EXERCISE OBJECTIVE
Make an exact copy of the data below, leaving out every picture.

------------

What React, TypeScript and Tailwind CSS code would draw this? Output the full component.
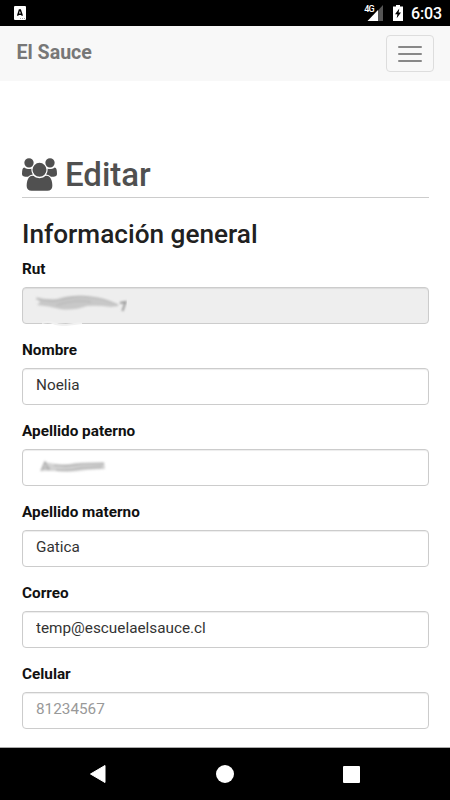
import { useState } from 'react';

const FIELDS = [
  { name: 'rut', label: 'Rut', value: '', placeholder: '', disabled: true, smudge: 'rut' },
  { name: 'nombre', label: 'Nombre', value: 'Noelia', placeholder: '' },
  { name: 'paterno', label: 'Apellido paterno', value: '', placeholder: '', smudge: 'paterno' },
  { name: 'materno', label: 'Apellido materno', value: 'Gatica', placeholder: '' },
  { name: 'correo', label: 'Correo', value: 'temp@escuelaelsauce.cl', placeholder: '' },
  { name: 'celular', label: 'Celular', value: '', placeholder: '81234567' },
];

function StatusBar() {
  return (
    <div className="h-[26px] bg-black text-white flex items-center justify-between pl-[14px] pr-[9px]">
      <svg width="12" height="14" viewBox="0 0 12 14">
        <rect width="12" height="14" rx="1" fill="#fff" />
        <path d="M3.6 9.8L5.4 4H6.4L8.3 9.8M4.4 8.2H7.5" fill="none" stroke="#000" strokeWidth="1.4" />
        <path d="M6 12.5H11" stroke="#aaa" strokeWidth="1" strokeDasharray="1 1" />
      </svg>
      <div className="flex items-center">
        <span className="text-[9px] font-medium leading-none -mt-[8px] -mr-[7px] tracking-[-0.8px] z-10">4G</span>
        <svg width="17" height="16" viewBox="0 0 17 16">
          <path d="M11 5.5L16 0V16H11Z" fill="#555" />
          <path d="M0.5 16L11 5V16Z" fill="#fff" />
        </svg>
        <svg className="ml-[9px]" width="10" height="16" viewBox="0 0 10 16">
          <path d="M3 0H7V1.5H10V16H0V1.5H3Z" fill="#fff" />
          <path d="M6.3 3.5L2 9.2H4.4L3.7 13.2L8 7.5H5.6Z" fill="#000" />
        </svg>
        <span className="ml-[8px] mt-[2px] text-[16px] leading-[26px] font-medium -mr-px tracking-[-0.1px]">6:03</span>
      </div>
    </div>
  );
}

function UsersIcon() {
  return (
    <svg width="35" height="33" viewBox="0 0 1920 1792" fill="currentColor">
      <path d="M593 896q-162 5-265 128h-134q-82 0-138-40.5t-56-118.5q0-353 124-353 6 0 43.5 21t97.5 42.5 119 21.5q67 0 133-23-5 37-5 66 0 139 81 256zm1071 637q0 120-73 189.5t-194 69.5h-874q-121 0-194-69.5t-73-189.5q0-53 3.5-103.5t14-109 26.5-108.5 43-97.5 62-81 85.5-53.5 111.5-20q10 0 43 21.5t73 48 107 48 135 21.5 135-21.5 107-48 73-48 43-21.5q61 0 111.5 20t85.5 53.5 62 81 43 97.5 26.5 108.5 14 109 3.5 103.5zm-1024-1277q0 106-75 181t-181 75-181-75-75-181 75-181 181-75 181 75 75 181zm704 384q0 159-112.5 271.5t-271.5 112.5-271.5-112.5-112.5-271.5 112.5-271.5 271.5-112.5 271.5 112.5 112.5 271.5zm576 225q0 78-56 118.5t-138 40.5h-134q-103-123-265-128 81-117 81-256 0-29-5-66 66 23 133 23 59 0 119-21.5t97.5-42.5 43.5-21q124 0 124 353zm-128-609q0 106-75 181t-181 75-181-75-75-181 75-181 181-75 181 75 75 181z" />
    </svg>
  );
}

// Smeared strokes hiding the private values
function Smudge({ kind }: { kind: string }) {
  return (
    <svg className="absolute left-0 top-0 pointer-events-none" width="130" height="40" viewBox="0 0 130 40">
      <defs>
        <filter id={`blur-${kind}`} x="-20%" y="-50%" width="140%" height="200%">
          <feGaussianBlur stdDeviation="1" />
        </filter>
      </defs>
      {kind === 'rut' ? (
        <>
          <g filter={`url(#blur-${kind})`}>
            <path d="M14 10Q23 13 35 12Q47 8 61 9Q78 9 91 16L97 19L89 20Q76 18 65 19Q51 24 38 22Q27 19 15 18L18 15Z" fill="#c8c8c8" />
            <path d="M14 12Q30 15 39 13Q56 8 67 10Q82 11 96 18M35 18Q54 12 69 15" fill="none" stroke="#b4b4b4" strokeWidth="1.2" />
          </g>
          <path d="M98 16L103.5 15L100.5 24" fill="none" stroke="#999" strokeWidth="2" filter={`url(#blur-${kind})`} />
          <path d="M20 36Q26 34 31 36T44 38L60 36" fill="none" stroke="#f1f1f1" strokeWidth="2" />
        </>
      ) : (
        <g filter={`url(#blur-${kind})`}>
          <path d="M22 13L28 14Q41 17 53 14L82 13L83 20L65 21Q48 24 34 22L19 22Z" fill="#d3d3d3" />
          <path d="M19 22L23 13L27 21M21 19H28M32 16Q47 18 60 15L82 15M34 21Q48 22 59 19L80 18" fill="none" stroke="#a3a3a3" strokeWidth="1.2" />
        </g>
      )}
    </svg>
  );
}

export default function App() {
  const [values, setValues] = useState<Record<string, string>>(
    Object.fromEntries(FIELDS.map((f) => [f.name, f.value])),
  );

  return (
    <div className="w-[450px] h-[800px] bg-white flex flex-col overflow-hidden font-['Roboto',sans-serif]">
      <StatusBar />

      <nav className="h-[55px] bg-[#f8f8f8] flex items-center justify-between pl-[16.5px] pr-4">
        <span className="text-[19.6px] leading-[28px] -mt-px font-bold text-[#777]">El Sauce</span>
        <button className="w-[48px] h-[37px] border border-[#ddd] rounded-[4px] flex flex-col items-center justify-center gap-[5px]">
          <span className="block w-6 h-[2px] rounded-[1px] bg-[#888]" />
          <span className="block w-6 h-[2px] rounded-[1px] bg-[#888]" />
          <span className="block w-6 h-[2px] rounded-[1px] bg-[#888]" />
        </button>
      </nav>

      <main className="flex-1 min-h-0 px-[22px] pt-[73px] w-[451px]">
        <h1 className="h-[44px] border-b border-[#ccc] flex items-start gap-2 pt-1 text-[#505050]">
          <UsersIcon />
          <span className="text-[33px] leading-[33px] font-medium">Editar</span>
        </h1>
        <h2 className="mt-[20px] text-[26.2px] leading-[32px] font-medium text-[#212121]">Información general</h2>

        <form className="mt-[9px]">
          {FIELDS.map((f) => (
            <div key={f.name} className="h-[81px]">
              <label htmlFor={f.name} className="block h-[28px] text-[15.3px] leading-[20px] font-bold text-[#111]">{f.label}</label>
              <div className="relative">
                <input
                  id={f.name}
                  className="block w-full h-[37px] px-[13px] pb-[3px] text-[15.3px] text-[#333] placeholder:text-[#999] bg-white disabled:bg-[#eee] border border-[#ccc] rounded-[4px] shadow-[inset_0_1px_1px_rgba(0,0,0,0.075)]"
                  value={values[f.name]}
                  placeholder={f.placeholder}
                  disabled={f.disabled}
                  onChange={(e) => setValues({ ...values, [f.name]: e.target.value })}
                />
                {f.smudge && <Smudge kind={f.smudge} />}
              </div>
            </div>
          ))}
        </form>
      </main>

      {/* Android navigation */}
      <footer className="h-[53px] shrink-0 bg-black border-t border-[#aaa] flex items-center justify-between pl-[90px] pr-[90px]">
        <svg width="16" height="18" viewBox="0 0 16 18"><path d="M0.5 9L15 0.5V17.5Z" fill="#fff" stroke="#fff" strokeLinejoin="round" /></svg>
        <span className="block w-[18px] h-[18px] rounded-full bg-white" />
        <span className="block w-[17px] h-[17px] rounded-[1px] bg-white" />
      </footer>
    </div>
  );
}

------------

CORRECT RESULT
What React, TypeScript and Tailwind CSS code would draw this? Output the full component.
import { useState } from 'react';

const FIELDS = [
  { name: 'rut', label: 'Rut', value: '', placeholder: '', disabled: true, smudge: 'rut' },
  { name: 'nombre', label: 'Nombre', value: 'Noelia', placeholder: '' },
  { name: 'paterno', label: 'Apellido paterno', value: '', placeholder: '', smudge: 'paterno' },
  { name: 'materno', label: 'Apellido materno', value: 'Gatica', placeholder: '' },
  { name: 'correo', label: 'Correo', value: 'temp@escuelaelsauce.cl', placeholder: '' },
  { name: 'celular', label: 'Celular', value: '', placeholder: '81234567' },
];

function StatusBar() {
  return (
    <div className="h-[26px] bg-black text-white flex items-center justify-between pl-[14px] pr-[9px]">
      <svg width="12" height="14" viewBox="0 0 12 14">
        <rect width="12" height="14" rx="1" fill="#fff" />
        <path d="M3.6 9.8L5.4 4H6.4L8.3 9.8M4.4 8.2H7.5" fill="none" stroke="#000" strokeWidth="1.4" />
        <path d="M6 12.5H11" stroke="#aaa" strokeWidth="1" strokeDasharray="1 1" />
      </svg>
      <div className="flex items-center">
        <span className="text-[9px] font-medium leading-none -mt-[8px] -mr-[7px] tracking-[-0.8px] z-10">4G</span>
        <svg width="17" height="16" viewBox="0 0 17 16">
          <path d="M11 5.5L16 0V16H11Z" fill="#555" />
          <path d="M0.5 16L11 5V16Z" fill="#fff" />
        </svg>
        <svg className="ml-[9px]" width="10" height="16" viewBox="0 0 10 16">
          <path d="M3 0H7V1.5H10V16H0V1.5H3Z" fill="#fff" />
          <path d="M6.3 3.5L2 9.2H4.4L3.7 13.2L8 7.5H5.6Z" fill="#000" />
        </svg>
        <span className="ml-[8px] mt-[2px] text-[16px] leading-[26px] font-medium -mr-px tracking-[-0.1px]">6:03</span>
      </div>
    </div>
  );
}

function UsersIcon() {
  return (
    <svg width="35" height="33" viewBox="0 0 1920 1792" fill="currentColor">
      <path d="M593 896q-162 5-265 128h-134q-82 0-138-40.5t-56-118.5q0-353 124-353 6 0 43.5 21t97.5 42.5 119 21.5q67 0 133-23-5 37-5 66 0 139 81 256zm1071 637q0 120-73 189.5t-194 69.5h-874q-121 0-194-69.5t-73-189.5q0-53 3.5-103.5t14-109 26.5-108.5 43-97.5 62-81 85.5-53.5 111.5-20q10 0 43 21.5t73 48 107 48 135 21.5 135-21.5 107-48 73-48 43-21.5q61 0 111.5 20t85.5 53.5 62 81 43 97.5 26.5 108.5 14 109 3.5 103.5zm-1024-1277q0 106-75 181t-181 75-181-75-75-181 75-181 181-75 181 75 75 181zm704 384q0 159-112.5 271.5t-271.5 112.5-271.5-112.5-112.5-271.5 112.5-271.5 271.5-112.5 271.5 112.5 112.5 271.5zm576 225q0 78-56 118.5t-138 40.5h-134q-103-123-265-128 81-117 81-256 0-29-5-66 66 23 133 23 59 0 119-21.5t97.5-42.5 43.5-21q124 0 124 353zm-128-609q0 106-75 181t-181 75-181-75-75-181 75-181 181-75 181 75 75 181z" />
    </svg>
  );
}

// Smeared strokes hiding the private values
function Smudge({ kind }: { kind: string }) {
  return (
    <svg className="absolute left-0 top-0 pointer-events-none" width="130" height="40" viewBox="0 0 130 40">
      <defs>
        <filter id={`blur-${kind}`} x="-20%" y="-50%" width="140%" height="200%">
          <feGaussianBlur stdDeviation="1" />
        </filter>
      </defs>
      {kind === 'rut' ? (
        <>
          <g filter={`url(#blur-${kind})`}>
            <path d="M14 10Q23 13 35 12Q47 8 61 9Q78 9 91 16L97 19L89 20Q76 18 65 19Q51 24 38 22Q27 19 15 18L18 15Z" fill="#c8c8c8" />
            <path d="M14 12Q30 15 39 13Q56 8 67 10Q82 11 96 18M35 18Q54 12 69 15" fill="none" stroke="#b4b4b4" strokeWidth="1.2" />
          </g>
          <path d="M98 16L103.5 15L100.5 24" fill="none" stroke="#999" strokeWidth="2" filter={`url(#blur-${kind})`} />
          <path d="M20 36Q26 34 31 36T44 38L60 36" fill="none" stroke="#f1f1f1" strokeWidth="2" />
        </>
      ) : (
        <g filter={`url(#blur-${kind})`}>
          <path d="M22 13L28 14Q41 17 53 14L82 13L83 20L65 21Q48 24 34 22L19 22Z" fill="#d3d3d3" />
          <path d="M19 22L23 13L27 21M21 19H28M32 16Q47 18 60 15L82 15M34 21Q48 22 59 19L80 18" fill="none" stroke="#a3a3a3" strokeWidth="1.2" />
        </g>
      )}
    </svg>
  );
}

export default function App() {
  const [values, setValues] = useState<Record<string, string>>(
    Object.fromEntries(FIELDS.map((f) => [f.name, f.value])),
  );

  return (
    <div className="w-[450px] h-[800px] bg-white flex flex-col overflow-hidden font-['Roboto',sans-serif]">
      <StatusBar />

      <nav className="h-[55px] bg-[#f8f8f8] flex items-center justify-between pl-[16.5px] pr-4">
        <span className="text-[19.6px] leading-[28px] -mt-px font-bold text-[#777]">El Sauce</span>
        <button className="w-[48px] h-[37px] border border-[#ddd] rounded-[4px] flex flex-col items-center justify-center gap-[5px]">
          <span className="block w-6 h-[2px] rounded-[1px] bg-[#888]" />
          <span className="block w-6 h-[2px] rounded-[1px] bg-[#888]" />
          <span className="block w-6 h-[2px] rounded-[1px] bg-[#888]" />
        </button>
      </nav>

      <main className="flex-1 min-h-0 px-[22px] pt-[73px] w-[451px]">
        <h1 className="h-[44px] border-b border-[#ccc] flex items-start gap-2 pt-1 text-[#505050]">
          <UsersIcon />
          <span className="text-[33px] leading-[33px] font-medium">Editar</span>
        </h1>
        <h2 className="mt-[20px] text-[26.2px] leading-[32px] font-medium text-[#212121]">Información general</h2>

        <form className="mt-[9px]">
          {FIELDS.map((f) => (
            <div key={f.name} className="h-[81px]">
              <label htmlFor={f.name} className="block h-[28px] text-[15.3px] leading-[20px] font-bold text-[#111]">{f.label}</label>
              <div className="relative">
                <input
                  id={f.name}
                  className="block w-full h-[37px] px-[13px] pb-[3px] text-[15.3px] text-[#333] placeholder:text-[#999] bg-white disabled:bg-[#eee] border border-[#ccc] rounded-[4px] shadow-[inset_0_1px_1px_rgba(0,0,0,0.075)]"
                  value={values[f.name]}
                  placeholder={f.placeholder}
                  disabled={f.disabled}
                  onChange={(e) => setValues({ ...values, [f.name]: e.target.value })}
                />
                {f.smudge && <Smudge kind={f.smudge} />}
              </div>
            </div>
          ))}
        </form>
      </main>

      {/* Android navigation */}
      <footer className="h-[53px] shrink-0 bg-black border-t border-[#aaa] flex items-center justify-between pl-[90px] pr-[90px]">
        <svg width="16" height="18" viewBox="0 0 16 18"><path d="M0.5 9L15 0.5V17.5Z" fill="#fff" stroke="#fff" strokeLinejoin="round" /></svg>
        <span className="block w-[18px] h-[18px] rounded-full bg-white" />
        <span className="block w-[17px] h-[17px] rounded-[1px] bg-white" />
      </footer>
    </div>
  );
}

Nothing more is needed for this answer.